I’m afraid to see just how dysfunctional it is, we only see the scum on top of the cesspit.
The bacon and eggs were fried and eaten long ago.
A “Bombshell” assumes one can still be shocked by the level of corruption this administration commits.
The presidents men, stung, angrily snapped that Boehner had breached protocol. Looks like Boehner needs to breach protocol on more than one front. Let’s gut the IRS, EPA, and build a wall of China on the border. The presidente acts like he’s the only one can rule by fiat. Get some.
Bonehead already funded the corruption.
If I recall right, lizard Queen Jarrett has family working in mid to upper level mgmt at CGI.
Sounds like someone is laundering money on the perception of actually doing work for payment. Some sort of political layering scheme...I wonder who the ultimate payee is???
Just a fantasy on my part. I guess only Obola can breach protocol.
I surmise there are cronies involved.
The Lemon Squeezer
At a bar in New York City the bartender was so sure that he was the strongest man around, that he offered a standing $1000 bet.
The bartender would squeeze a lemon until all the juice ran into a glass, and then hand the lemon to the patron.
Anyone who could squeeze two more drops of juice out of it, would win the money.
Over the years, many people had tried, weightlifters, longshoremen, etc., but nobody had ever been able to do it.
One day, a scrawny little fellow came into the bar,
wearing thick glasses and a polyester suit.He sat down, ordered a glass of beer, & started looking around the bar.
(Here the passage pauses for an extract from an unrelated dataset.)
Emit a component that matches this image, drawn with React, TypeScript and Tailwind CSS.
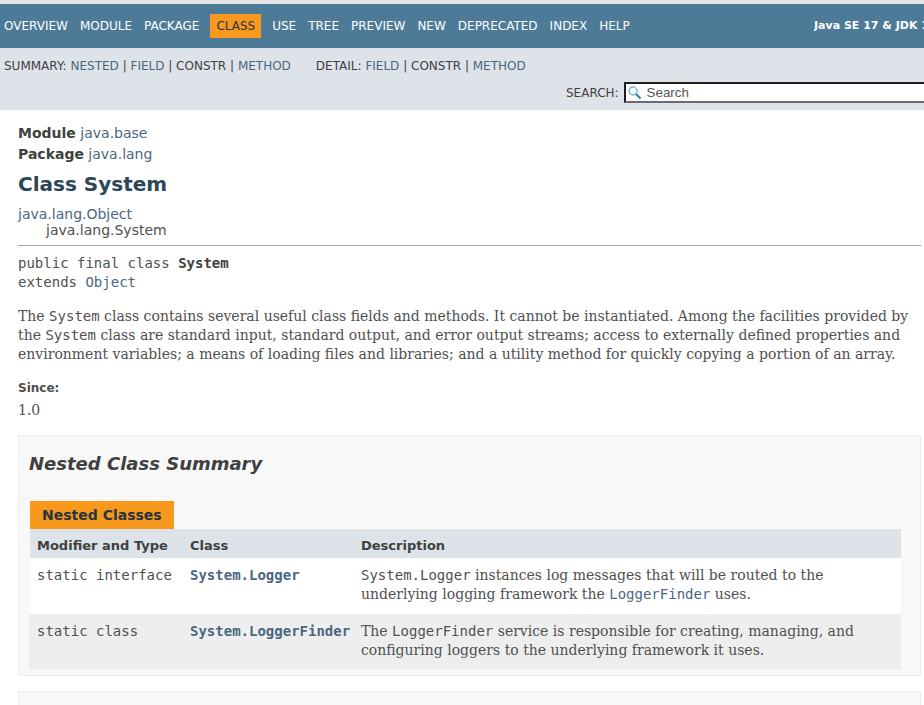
import React from "react";

const sans = "font-['DejaVu_Sans',sans-serif]";

function Code({ children, className = "" }: { children: React.ReactNode; className?: string }) {
  return <span className={`font-['DejaVu_Mono',monospace] ${className}`}>{children}</span>;
}

function A({ children, className = "" }: { children: React.ReactNode; className?: string }) {
  return <a className={`text-[#4A6782] ${className}`}>{children}</a>;
}

const navItems = ["OVERVIEW", "MODULE", "PACKAGE", "CLASS", "USE", "TREE", "PREVIEW", "NEW", "DEPRECATED", "INDEX", "HELP"];

export default function App() {
  return (
    <div className={`${sans} w-[924px] h-[705px] overflow-hidden bg-white text-[14px] text-[#505050]`}>
      <div className="h-[4px] bg-[#e3e3e3]" />
      <div className="h-[44px] bg-[#4D7A97] flex items-center text-[12px] text-white whitespace-nowrap relative">
        <ul className="flex items-center pl-[4px]">
          {navItems.map((n) =>
            n === "CLASS" ? (
              <li key={n} className="bg-[#F8981D] text-[#253441] px-[6px] py-[3px] ml-[-1px] mr-[11px]">{n}</li>
            ) : (
              <li key={n} className="mr-[12px]">{n}</li>
            )
          )}
        </ul>
        <div className="absolute left-[814px] top-[14px] text-[11px] font-bold w-[110px] overflow-hidden">Java SE 17 &amp; JDK 17</div>
      </div>
      <div className="h-[62px] bg-[#dee3e9] text-[12px] text-[#404040] relative">
        <div className="flex pl-[4px] pt-[9px] whitespace-nowrap">
          <div>SUMMARY: <A>NESTED</A> | <A>FIELD</A> | CONSTR | <A>METHOD</A></div>
          <div className="ml-[25px]">DETAIL: <A>FIELD</A> | CONSTR | <A>METHOD</A></div>
        </div>
        <div className="absolute left-[566px] top-[34px] flex items-center whitespace-nowrap">
          <label>SEARCH:</label>
          <div className="ml-[5px] w-[320px] h-[21px] bg-white border-2 border-[#1d1d1d] border-b-[#6b6b6b] border-r-0 flex items-center font-['Liberation_Sans',sans-serif] text-[13.33px] text-[#555]">
            <svg width="15" height="15" viewBox="0 0 15 15" className="ml-[1px]" fill="none">
              <circle cx="6" cy="6" r="4" stroke="#7fb5d5" strokeWidth="1.5" fill="#f2f8fc" />
              <path d="M9 9 L13.5 13.5" stroke="#2f7fa8" strokeWidth="2" />
            </svg>
            <span className="ml-[5px]">Search</span>
          </div>
        </div>
      </div>

      <main className="px-[18px] pt-[13px]">
        <div className="leading-[21px] text-[14px]">
          <div><b className="text-[#404040]">Module</b> <A>java.base</A></div>
          <div><b className="text-[#404040]">Package</b> <A>java.lang</A></div>
        </div>
        <h1 className="text-[20px] font-bold text-[#2c4557] mt-[7px] leading-[24px]">Class System</h1>
        <div className="mt-[10px] leading-[16px]">
          <div><A>java.lang.Object</A></div>
          <div className="pl-[28px]">java.lang.System</div>
        </div>
        <hr className="mt-[7px] w-[903px] border-t border-[#a6a6a6] border-b-0" />
        <div className="mt-[8px] text-[14px] leading-[19px]">
          <div><Code>public final class <b className="text-[#404040]">System</b></Code></div>
          <div><Code>extends <A>Object</A></Code></div>
        </div>
        <div className="mt-[15px] w-[902px] font-['DejaVu_Serif',serif] leading-[19px]">
          The <Code>System</Code> class contains several useful class fields and methods. It cannot be instantiated. Among the facilities provided by the <Code>System</Code> class are standard input, standard output, and error output streams; access to externally defined properties and environment variables; a means of loading files and libraries; and a utility method for quickly copying a portion of an array.
        </div>
        <div className="mt-[16px] text-[12px] font-bold text-[#4E4E4E] leading-[16px]">Since:</div>
        <div className="mt-[5px] font-['DejaVu_Serif',serif] leading-[19px]">1.0</div>

        <section className="mt-[15px] w-[903px] h-[241px] bg-[#f8f8f8] border border-[#ededed] px-[10px]">
          <h2 className="italic font-bold text-[18px] leading-[22px] text-[#404040] mt-[17px]">Nested Class Summary</h2>
          <div className="mt-[26px] ml-[1px] w-[144px] h-[28px] bg-[#F8981D] text-[#253441] font-bold flex items-center pl-[12px]">Nested Classes</div>
          <div className="grid grid-cols-[153px_171px_548px] w-[872px] text-[14px]">
            <div className="contents font-bold text-[13px] text-[#404040]">
              <div className="bg-[#dee3e9] h-[29px] ml-[1px] pl-[7px] pt-[4px] flex items-center">Modifier and Type</div>
              <div className="bg-[#dee3e9] h-[29px] pl-[8px] pt-[4px] flex items-center">Class</div>
              <div className="bg-[#dee3e9] h-[29px] pl-[8px] pt-[4px] flex items-center">Description</div>
            </div>
            <div className="bg-white h-[56px] ml-[1px] pl-[7px] pt-[8px] leading-[19px]"><Code>static interface</Code></div>
            <div className="bg-white h-[56px] pl-[8px] pt-[8px] leading-[19px]"><Code className="font-bold text-[#4A6782]">System.Logger</Code></div>
            <div className="bg-white h-[56px] pl-[8px] pt-[8px] leading-[19px] font-['DejaVu_Serif',serif]">
              <Code>System.Logger</Code> instances log messages that will be routed to the underlying logging framework the <Code className="text-[#4A6782]">LoggerFinder</Code> uses.
            </div>
            <div className="bg-[#eeeeef] h-[56px] pl-[8px] pt-[8px] leading-[19px]"><Code>static class</Code></div>
            <div className="bg-[#eeeeef] h-[56px] pl-[8px] pt-[8px] leading-[19px]"><Code className="font-bold text-[#4A6782]">System.LoggerFinder</Code></div>
            <div className="bg-[#eeeeef] h-[56px] pl-[8px] pt-[8px] leading-[19px] font-['DejaVu_Serif',serif]">
              The <Code>LoggerFinder</Code> service is responsible for creating, managing, and configuring loggers to the underlying framework it uses.
            </div>
          </div>
        </section>
        <section className="mt-[15px] w-[903px] h-[40px] bg-[#f8f8f8] border border-[#ededed]" />
      </main>
    </div>
  );
}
After reading the sign on the wall about the lemon challenge, he said in a small voice:
“I was just reading your sign, and I’d like to try the bet.”
After the laughter had died down, the bartender said:
“Ok,....”
He grabbed a lemon and squeezed all the juice he could out of it ...
Then he handed the wrinkled remains of the rind to the little fellow.
But the crowd’s laughter turned to total silence....
as the man clenched his little fist around the lemon....
and six drops fell into the glass.
As the crowd cheered, the bartender paid the guy his $1000, and then asked:
“Do you mind if I ask what do you do for a living?
Are you a lumber jack, a weight-lifter, or what?”
The little fellow quietly replied:
“I work for Internal Revenue Service.”
Follow the money!....... where are the kickbacks going?????
Isn’t the owner of CGI a college friend of the First Wookie?
Yep, thanks for the reminder! And I was gonna say they got the contract as the gov’t is so big and ponderous one hand knows not what the other does. ;)
This looks like a good thing. Maybe they can screw it up beyond repair!
F U IRS!
I have friends that worked on the Healthcare.gov contract.
They tell horror stories. Constantly changing specifications. No testing. Everytime they TRIED to do things the correct way, the Feds over-rode their engineering decisions.